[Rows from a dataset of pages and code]
--- Start ---
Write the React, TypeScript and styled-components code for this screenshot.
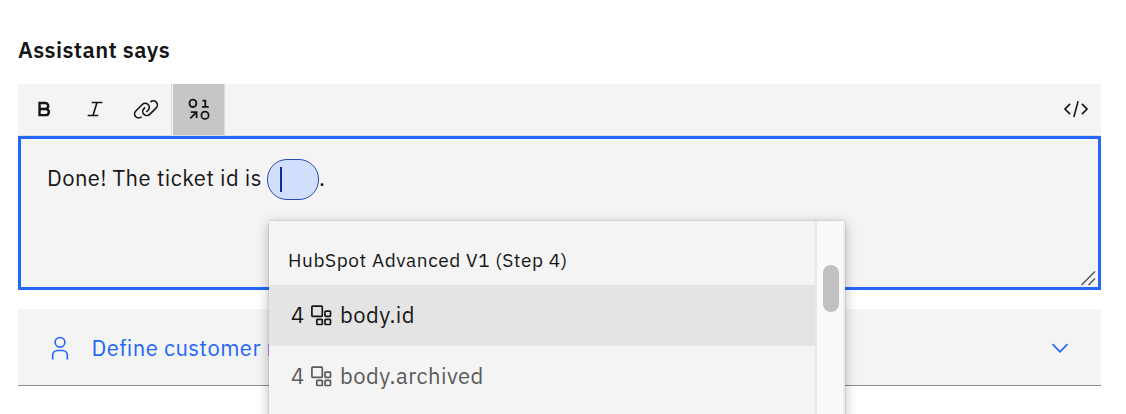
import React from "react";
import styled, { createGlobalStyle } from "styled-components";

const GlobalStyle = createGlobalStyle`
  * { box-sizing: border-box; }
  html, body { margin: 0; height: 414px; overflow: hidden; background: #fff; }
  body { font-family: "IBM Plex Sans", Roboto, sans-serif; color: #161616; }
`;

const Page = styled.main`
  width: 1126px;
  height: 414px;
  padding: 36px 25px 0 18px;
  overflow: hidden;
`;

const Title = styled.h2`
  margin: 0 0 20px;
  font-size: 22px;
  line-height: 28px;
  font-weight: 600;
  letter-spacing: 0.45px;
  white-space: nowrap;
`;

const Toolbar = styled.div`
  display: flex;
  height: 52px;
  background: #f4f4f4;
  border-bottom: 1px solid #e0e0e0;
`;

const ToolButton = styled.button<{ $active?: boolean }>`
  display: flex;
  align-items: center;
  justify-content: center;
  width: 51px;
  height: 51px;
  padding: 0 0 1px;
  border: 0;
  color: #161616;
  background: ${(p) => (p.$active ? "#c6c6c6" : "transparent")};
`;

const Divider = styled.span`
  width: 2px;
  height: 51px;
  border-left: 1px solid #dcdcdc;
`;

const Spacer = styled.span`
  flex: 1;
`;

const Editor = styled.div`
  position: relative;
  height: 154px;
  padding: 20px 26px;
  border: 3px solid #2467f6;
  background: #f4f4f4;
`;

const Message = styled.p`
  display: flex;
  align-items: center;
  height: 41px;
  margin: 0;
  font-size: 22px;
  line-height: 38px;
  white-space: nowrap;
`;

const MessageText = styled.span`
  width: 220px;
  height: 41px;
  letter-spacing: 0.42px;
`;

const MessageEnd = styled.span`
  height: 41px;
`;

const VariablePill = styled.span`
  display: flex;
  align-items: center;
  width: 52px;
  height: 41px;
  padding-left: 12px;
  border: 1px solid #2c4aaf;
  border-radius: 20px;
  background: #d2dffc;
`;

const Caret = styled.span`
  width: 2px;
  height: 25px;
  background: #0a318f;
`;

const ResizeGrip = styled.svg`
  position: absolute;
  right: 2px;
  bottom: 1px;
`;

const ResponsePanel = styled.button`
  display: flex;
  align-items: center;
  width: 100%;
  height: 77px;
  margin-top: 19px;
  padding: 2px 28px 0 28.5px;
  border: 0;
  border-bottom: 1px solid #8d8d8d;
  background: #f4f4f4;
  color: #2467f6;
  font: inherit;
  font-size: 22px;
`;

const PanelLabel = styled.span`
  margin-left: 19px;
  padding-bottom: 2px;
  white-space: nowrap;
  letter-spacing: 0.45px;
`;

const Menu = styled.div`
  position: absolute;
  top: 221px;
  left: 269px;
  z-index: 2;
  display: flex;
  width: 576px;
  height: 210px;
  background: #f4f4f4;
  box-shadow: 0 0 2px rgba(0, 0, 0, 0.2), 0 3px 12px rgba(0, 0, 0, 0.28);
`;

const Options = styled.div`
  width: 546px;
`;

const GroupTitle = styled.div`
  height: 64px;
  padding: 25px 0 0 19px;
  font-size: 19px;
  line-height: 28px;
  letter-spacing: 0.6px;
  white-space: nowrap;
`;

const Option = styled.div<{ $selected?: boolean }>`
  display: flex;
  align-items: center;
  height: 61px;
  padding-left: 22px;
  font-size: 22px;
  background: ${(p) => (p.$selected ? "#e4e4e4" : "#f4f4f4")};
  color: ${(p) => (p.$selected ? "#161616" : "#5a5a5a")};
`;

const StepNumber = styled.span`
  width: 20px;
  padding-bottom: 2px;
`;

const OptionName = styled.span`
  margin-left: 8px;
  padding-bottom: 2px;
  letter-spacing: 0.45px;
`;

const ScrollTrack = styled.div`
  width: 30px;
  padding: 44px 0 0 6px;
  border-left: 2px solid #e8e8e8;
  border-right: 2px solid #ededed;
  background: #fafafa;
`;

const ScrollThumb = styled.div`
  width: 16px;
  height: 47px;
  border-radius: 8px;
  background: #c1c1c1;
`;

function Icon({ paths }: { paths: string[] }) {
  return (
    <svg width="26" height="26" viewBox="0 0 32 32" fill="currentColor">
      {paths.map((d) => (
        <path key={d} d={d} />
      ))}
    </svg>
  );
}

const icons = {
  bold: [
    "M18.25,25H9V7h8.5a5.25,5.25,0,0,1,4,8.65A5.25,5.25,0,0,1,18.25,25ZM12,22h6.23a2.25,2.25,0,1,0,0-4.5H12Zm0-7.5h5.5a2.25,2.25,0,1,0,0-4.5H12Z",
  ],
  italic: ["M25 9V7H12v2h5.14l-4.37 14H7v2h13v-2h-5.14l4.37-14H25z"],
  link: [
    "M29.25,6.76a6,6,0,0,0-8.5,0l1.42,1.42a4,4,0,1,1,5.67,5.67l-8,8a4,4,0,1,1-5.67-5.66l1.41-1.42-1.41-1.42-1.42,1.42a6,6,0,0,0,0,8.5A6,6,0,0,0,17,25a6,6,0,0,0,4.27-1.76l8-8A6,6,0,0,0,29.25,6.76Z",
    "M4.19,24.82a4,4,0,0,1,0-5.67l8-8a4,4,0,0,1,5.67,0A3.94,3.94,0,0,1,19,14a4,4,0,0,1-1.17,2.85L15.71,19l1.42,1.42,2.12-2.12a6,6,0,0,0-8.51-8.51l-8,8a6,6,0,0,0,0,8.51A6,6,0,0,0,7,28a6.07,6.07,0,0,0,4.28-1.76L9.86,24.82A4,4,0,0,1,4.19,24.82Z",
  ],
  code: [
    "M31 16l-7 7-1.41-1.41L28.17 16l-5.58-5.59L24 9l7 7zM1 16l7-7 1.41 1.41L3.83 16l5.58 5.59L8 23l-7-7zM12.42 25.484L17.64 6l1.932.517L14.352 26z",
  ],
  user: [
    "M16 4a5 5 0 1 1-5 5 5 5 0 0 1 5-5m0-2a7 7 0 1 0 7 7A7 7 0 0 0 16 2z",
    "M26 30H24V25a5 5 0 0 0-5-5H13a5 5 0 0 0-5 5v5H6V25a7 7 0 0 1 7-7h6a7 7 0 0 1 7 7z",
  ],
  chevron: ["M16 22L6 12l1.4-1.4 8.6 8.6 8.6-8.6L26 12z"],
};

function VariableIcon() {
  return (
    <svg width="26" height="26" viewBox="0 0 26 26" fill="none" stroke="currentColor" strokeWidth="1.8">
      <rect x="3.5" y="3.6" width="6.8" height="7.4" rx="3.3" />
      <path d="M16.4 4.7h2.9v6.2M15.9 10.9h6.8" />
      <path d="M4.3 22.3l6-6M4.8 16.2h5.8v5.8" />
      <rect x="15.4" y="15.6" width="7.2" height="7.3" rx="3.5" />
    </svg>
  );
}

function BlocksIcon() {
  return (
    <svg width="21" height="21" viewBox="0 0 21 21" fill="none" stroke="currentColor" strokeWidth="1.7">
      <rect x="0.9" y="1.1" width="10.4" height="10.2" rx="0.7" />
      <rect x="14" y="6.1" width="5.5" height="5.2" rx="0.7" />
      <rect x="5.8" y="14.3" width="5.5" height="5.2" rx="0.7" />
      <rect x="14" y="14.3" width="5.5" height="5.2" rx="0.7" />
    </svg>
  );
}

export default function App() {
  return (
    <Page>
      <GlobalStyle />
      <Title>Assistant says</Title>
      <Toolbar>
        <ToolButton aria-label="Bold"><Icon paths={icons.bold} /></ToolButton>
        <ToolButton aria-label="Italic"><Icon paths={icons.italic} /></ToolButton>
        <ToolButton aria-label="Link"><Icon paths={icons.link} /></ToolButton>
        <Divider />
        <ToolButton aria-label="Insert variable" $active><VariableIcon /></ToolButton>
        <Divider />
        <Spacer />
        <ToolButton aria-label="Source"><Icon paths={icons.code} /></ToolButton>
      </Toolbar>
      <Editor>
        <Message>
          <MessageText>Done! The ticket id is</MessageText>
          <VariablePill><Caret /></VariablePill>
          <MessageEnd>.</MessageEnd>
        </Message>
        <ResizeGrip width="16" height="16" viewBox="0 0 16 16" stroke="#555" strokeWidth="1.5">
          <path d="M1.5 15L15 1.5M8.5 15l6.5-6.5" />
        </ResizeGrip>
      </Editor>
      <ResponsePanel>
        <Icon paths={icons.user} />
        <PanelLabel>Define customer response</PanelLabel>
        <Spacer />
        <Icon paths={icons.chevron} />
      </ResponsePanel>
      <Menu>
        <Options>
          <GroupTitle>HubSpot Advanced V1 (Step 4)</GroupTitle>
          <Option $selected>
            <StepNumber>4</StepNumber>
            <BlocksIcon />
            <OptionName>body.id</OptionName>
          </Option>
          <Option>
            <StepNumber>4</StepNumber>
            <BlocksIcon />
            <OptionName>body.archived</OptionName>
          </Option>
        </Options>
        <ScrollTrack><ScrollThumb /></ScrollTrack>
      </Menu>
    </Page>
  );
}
--- End ---
--- Start ---
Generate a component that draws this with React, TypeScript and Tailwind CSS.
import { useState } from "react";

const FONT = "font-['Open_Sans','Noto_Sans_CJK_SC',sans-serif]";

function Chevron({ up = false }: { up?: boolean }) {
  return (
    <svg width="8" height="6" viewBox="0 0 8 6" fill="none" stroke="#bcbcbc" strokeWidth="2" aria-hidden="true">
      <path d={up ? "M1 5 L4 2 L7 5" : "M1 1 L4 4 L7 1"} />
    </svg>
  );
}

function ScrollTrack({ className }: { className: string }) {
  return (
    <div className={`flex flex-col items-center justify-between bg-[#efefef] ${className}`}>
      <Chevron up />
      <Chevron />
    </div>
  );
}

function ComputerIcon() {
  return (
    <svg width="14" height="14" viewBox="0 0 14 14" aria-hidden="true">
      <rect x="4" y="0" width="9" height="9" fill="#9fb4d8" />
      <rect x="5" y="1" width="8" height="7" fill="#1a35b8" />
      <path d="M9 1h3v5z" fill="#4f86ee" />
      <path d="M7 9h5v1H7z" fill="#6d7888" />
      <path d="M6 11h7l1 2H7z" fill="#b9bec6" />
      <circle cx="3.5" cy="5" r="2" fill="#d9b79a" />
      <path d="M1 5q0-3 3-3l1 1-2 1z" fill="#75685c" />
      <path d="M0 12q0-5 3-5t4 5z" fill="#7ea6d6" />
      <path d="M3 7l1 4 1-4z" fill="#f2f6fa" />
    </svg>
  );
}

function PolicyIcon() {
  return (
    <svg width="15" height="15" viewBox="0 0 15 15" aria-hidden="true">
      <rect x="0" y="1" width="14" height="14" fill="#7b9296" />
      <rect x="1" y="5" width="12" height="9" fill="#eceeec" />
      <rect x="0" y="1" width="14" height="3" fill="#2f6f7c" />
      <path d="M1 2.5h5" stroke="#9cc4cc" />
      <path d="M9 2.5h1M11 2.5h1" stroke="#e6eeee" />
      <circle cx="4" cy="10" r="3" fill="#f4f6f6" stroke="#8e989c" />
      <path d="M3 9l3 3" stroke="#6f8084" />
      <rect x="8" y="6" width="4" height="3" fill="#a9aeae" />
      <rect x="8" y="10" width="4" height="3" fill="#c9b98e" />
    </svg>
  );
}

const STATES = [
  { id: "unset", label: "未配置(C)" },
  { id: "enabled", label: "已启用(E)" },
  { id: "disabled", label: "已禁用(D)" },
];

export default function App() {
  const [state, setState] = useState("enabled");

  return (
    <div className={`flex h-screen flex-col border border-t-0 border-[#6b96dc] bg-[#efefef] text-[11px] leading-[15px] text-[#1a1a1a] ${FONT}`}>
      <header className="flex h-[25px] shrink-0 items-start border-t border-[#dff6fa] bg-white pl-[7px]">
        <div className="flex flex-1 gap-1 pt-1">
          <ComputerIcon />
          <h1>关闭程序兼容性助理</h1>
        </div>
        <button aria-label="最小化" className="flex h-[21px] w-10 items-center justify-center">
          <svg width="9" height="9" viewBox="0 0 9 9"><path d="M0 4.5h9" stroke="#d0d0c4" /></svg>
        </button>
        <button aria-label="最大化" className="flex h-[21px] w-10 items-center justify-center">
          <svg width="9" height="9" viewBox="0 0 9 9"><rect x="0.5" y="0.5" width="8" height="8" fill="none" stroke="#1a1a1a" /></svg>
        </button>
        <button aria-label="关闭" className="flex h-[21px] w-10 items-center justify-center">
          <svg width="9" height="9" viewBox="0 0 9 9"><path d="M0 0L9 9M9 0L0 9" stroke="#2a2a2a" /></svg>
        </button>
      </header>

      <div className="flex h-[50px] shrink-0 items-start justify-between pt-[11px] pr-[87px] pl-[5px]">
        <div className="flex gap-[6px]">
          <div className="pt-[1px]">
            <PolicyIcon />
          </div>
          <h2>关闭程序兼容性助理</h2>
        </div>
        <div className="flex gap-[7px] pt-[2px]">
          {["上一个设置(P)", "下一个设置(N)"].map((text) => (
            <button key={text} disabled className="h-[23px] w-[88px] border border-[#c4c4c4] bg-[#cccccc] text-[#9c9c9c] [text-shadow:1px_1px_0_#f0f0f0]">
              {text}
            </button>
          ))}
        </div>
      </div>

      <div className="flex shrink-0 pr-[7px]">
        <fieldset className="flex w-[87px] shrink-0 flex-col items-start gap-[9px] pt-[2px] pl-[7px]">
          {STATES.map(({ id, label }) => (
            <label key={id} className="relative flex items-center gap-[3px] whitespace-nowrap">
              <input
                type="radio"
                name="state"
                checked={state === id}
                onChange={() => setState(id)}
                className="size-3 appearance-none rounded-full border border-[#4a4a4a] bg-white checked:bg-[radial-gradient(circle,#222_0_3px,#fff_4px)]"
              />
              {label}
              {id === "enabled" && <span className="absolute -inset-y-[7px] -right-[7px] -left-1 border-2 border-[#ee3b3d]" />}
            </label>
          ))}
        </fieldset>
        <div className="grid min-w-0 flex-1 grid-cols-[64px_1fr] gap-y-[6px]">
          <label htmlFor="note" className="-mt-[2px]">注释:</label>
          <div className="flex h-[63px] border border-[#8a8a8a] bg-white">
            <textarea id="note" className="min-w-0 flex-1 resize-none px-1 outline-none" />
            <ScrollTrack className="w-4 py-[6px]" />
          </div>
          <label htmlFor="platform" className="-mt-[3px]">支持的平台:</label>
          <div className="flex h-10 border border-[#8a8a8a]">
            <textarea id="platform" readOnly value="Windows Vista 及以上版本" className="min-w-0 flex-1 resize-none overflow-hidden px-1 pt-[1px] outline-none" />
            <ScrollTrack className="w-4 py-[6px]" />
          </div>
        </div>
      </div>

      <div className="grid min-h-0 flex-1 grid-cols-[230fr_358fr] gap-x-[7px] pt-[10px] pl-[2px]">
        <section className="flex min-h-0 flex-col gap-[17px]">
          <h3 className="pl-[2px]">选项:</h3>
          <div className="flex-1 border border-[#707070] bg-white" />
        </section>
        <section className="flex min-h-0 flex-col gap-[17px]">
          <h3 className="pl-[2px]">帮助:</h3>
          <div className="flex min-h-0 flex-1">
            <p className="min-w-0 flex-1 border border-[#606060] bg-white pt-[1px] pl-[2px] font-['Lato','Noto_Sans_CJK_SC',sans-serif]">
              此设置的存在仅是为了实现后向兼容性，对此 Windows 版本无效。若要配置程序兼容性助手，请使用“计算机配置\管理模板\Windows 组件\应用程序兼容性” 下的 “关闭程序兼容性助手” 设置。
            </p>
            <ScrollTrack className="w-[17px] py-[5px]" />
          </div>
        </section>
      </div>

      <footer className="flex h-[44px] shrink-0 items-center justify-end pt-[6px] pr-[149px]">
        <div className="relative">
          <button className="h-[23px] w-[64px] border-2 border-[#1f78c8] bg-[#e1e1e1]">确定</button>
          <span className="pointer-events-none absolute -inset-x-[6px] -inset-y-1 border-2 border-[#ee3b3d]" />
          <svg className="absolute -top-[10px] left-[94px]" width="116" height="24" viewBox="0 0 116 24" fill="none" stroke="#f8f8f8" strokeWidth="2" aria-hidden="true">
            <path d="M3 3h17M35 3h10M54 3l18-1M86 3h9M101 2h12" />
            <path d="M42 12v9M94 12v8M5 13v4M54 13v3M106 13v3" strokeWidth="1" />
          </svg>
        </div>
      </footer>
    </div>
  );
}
--- End ---
Look through the listing above and count the lines where the string "components" appears. Report the number only.

2